■ Data extract ■
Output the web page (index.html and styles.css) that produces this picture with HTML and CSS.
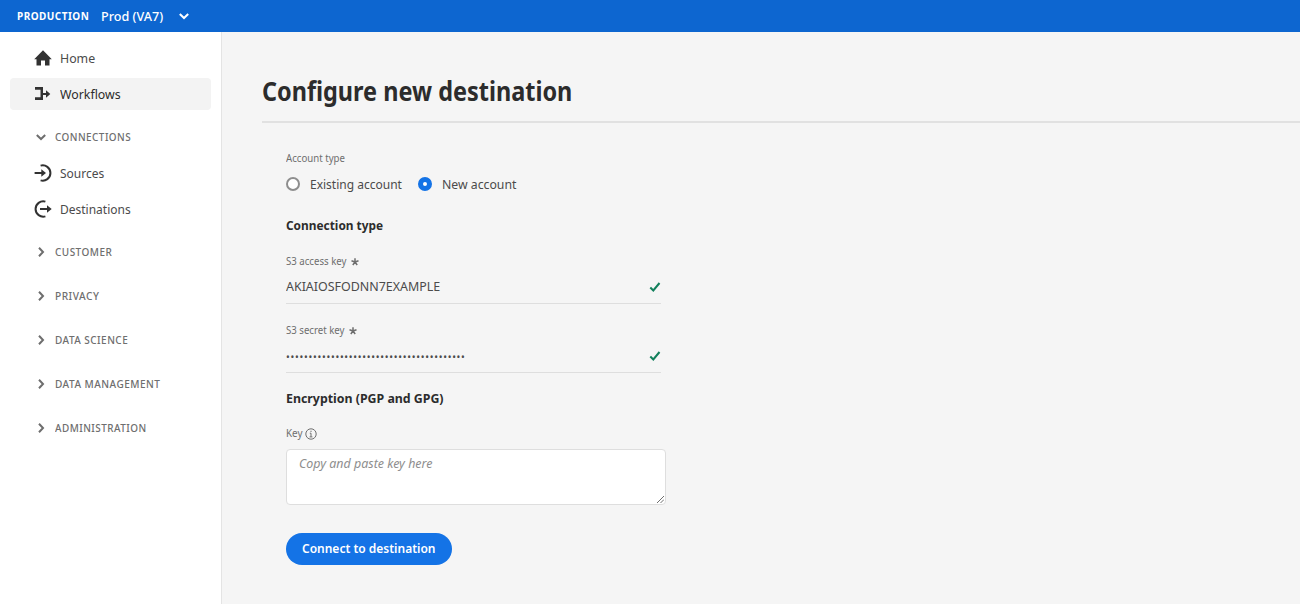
FILE: index.html
```
<!DOCTYPE html>
<html lang="en">
<head>
<meta charset="utf-8">
<title>Configure new destination</title>
<link rel="stylesheet" href="styles.css">
</head>
<body>
<header class="topbar">
  <span class="env t w95">PRODUCTION</span>
  <span class="sandbox t w97">Prod (VA7)</span>
  <svg class="caret" viewBox="0 0 10 10"><path d="M.8 3l4.200 4 4.200-4"/></svg>
</header>
<div class="shell">
  <nav class="sidebar">
    <a class="item"><svg class="icon" viewBox="0 0 18 18"><path d="M9 1.300L.2 10.200h2.300V16.500H7v-5h4v5h4.500v-6.300h2.300z"/></svg><span class="t w95">Home</span></a>
    <a class="item active"><svg class="icon" viewBox="0 0 18 18"><path d="M1 2h8v6h3V5.200L16.300 9 12 12.800V10H9v5H1v-2.700h5.500V4.700H1z"/></svg><span class="t w95">Workflows</span></a>
    <div class="group open"><svg class="caret" viewBox="0 0 10 10"><path d="M.8 3l4.200 4 4.200-4"/></svg><span class="t w94">CONNECTIONS</span></div>
    <a class="item"><svg class="icon line" viewBox="0 0 18 18"><path d="M6 1.600A7.700 7.700 0 1 1 6 16.400M0 9h8" transform="translate(.6 0)"/><path class="fill" d="M7.300 5.300L12 9l-4.700 3.700z"/></svg><span class="t w92">Sources</span></a>
    <a class="item"><svg class="icon line" viewBox="0 0 18 18"><path d="M11.400 1.600a7.700 7.700 0 1 0 0 14.800M6 9h8"/><path class="fill" d="M13 5.300L17.700 9 13 12.700z"/></svg><span class="t w92">Destinations</span></a>
    <div class="group"><svg class="caret" viewBox="0 0 10 10"><path d="M3 .8l4 4.200-4 4.200"/></svg><span class="t w95">CUSTOMER</span></div>
    <div class="group"><svg class="caret" viewBox="0 0 10 10"><path d="M3 .8l4 4.200-4 4.200"/></svg><span class="t w97">PRIVACY</span></div>
    <div class="group"><svg class="caret" viewBox="0 0 10 10"><path d="M3 .8l4 4.200-4 4.200"/></svg><span class="t w95">DATA SCIENCE</span></div>
    <div class="group"><svg class="caret" viewBox="0 0 10 10"><path d="M3 .8l4 4.200-4 4.200"/></svg><span class="t w96">DATA MANAGEMENT</span></div>
    <div class="group"><svg class="caret" viewBox="0 0 10 10"><path d="M3 .8l4 4.200-4 4.200"/></svg><span class="t w94">ADMINISTRATION</span></div>
  </nav>
  <main class="content">
    <h1 class="title"><span class="t w90">Configure new destination</span></h1>
    <form class="form">
      <div class="label account-label"><span class="t w90">Account type</span></div>
      <div class="radios">
        <label class="radio existing"><i class="dot"></i><span class="t w92">Existing account</span></label>
        <label class="radio"><i class="dot on"></i><span class="t w94">New account</span></label>
      </div>
      <h2 class="heading"><span class="t w91">Connection type</span></h2>
      <div class="field">
        <div class="label"><span class="t w90 access">S3 access key</span><svg class="star" viewBox="0 0 8 8"><path d="M4 4V.3M4 4l3.500-1.200M4 4l2.200 3M4 4L1.800 7M4 4L.5 2.800"/></svg></div>
        <div class="value"><span class="t w96">AKIAIOSFODNN7EXAMPLE</span><svg class="check" viewBox="0 0 12 10"><path d="M1.300 5.500l3 3L10.500 1"/></svg></div>
      </div>
      <div class="field">
        <div class="label"><span class="t w90 secret">S3 secret key</span><svg class="star" viewBox="0 0 8 8"><path d="M4 4V.3M4 4l3.500-1.200M4 4l2.200 3M4 4L1.800 7M4 4L.5 2.800"/></svg></div>
        <div class="value"><span class="password">••••••••••••••••••••••••••••••••••••••••</span><svg class="check" viewBox="0 0 12 10"><path d="M1.300 5.500l3 3L10.500 1"/></svg></div>
      </div>
      <h2 class="heading encryption"><span class="t w95">Encryption (PGP and GPG)</span></h2>
      <div class="label key-label"><span class="t w92 key">Key</span><svg class="info" viewBox="0 0 12 12"><circle cx="6" cy="6" r="5.200"/><path d="M4.800 5.200H6v3.600M4.600 8.900h2.800M6 2.700v1.300"/></svg></div>
      <div class="textarea"><span class="t w96">Copy and paste key here</span><svg class="grip" viewBox="0 0 8 8"><path d="M0 8l8-8M4 8l4-4"/></svg></div>
      <button class="submit" type="button"><span class="t w92">Connect to destination</span></button>
    </form>
  </main>
</div>
</body>
</html>
```
FILE: styles.css
```
* { box-sizing: border-box; }
body { margin: 0; height: 604px; overflow: hidden; background: #f5f5f5; color: #4b4b4b; font: 13px/20px "Noto Sans", sans-serif; }
/* Condensed text widths */
.t { display: inline-block; flex: none; transform-origin: left center; white-space: nowrap; }
.w90 { transform: scaleX(.902); }
.w91 { transform: scaleX(.913); }
.w92 { transform: scaleX(.923); }
.w94 { transform: scaleX(.943); }
.w95 { transform: scaleX(.95); }
.w96 { transform: scaleX(.957); }
.w97 { transform: scaleX(.97); }
svg { display: block; flex: none; fill: none; stroke: currentColor; }
.topbar { height: 32px; background: #0d66d0; color: #fff; display: flex; align-items: center; padding-left: 17px; }
.env { font-size: 10.5px; font-weight: 700; letter-spacing: .5px; width: 84px; }
.sandbox { width: 78px; font-weight: 500; }
.caret { width: 10px; height: 10px; stroke-width: 2; }
.shell { display: flex; height: 572px; }
.sidebar { width: 222px; background: #fff; border-right: 1px solid #e4e4e4; padding: 10px 10px 0; }
.item { display: flex; align-items: center; height: 32px; padding-left: 24px; gap: 8px; margin-bottom: 4px; border-radius: 4px; }
.active { background: #f3f3f3; color: #2c2c2c; }
.icon { width: 18px; height: 18px; fill: #323232; stroke: none; }
.line { fill: none; stroke: #323232; stroke-width: 2; }
.fill { fill: #323232; stroke: none; }
.group { display: flex; align-items: center; height: 32px; gap: 9px; padding-left: 26px; margin: 12px 0; color: #6e6e6e; font-size: 10.5px; font-weight: 500; letter-spacing: .5px; }
.open { margin: 11px 0 4px; }
.item + .group { margin-top: 11px; }
.content { flex: 1; padding-left: 40px; }
.title { margin: 0; height: 91px; padding-top: 39px; border-bottom: 2px solid #e1e1e1; font-size: 26px; line-height: 40px; color: #2c2c2c; }
.form { padding: 25px 0 0 24px; width: 404px; }
.label { display: flex; align-items: center; height: 20px; font-size: 10.7px; color: #6e6e6e; }
.radios { display: flex; margin-top: 6px; }
.radio { display: flex; align-items: center; gap: 10px; }
.existing { width: 132px; }
.dot { width: 14px; height: 14px; border: 2px solid #8e8e8e; border-radius: 50%; background: #fff; }
.on { border: 5px solid #1473e6; }
.heading { margin: 21px 0 16px; font-size: 13px; line-height: 20px; color: #2c2c2c; }
.field { width: 375px; height: 53px; border-bottom: 1px solid #dedede; margin-bottom: 16px; }
.encryption { margin: -1px 0 15px; }
.value { display: flex; align-items: center; justify-content: space-between; height: 30px; }
.access { width: 64.500px; }
.secret { width: 62.500px; }
.star { width: 8px; height: 8px; stroke-width: 1.5; margin-top: 1px; }
.check { width: 12px; height: 10px; margin-top: 2px; stroke: #12805c; stroke-width: 2; }
.key { width: 19px; }
.info { width: 12px; height: 12px; margin-top: 1px; }
.password { letter-spacing: .73px; font-size: 10px; line-height: 12px; padding-top: 3px; }
.textarea { position: relative; width: 380px; height: 56px; background: #fff; border: 1px solid #dedede; border-radius: 4px; padding: 3px 12px; font-style: italic; color: #8e8e8e; margin-top: 6px; }
.grip { position: absolute; right: 1px; bottom: 1px; width: 7px; height: 7px; color: #5a5a5a; }
.submit { display: block; margin-top: 28px; height: 32px; width: 166px; padding: 0 16px 2px; border: 0; border-radius: 16px; background: #1473e6; color: #fff; font: 600 13px/20px "Noto Sans", sans-serif; text-align: left; }
```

■ Challenge ■
Where does the word "styles" appear? Return each line that holds it.

■ Answer to this task ■
Output the web page (index.html and styles.css) that produces this picture with HTML and CSS.
<link rel="stylesheet" href="styles.css">
FILE: styles.css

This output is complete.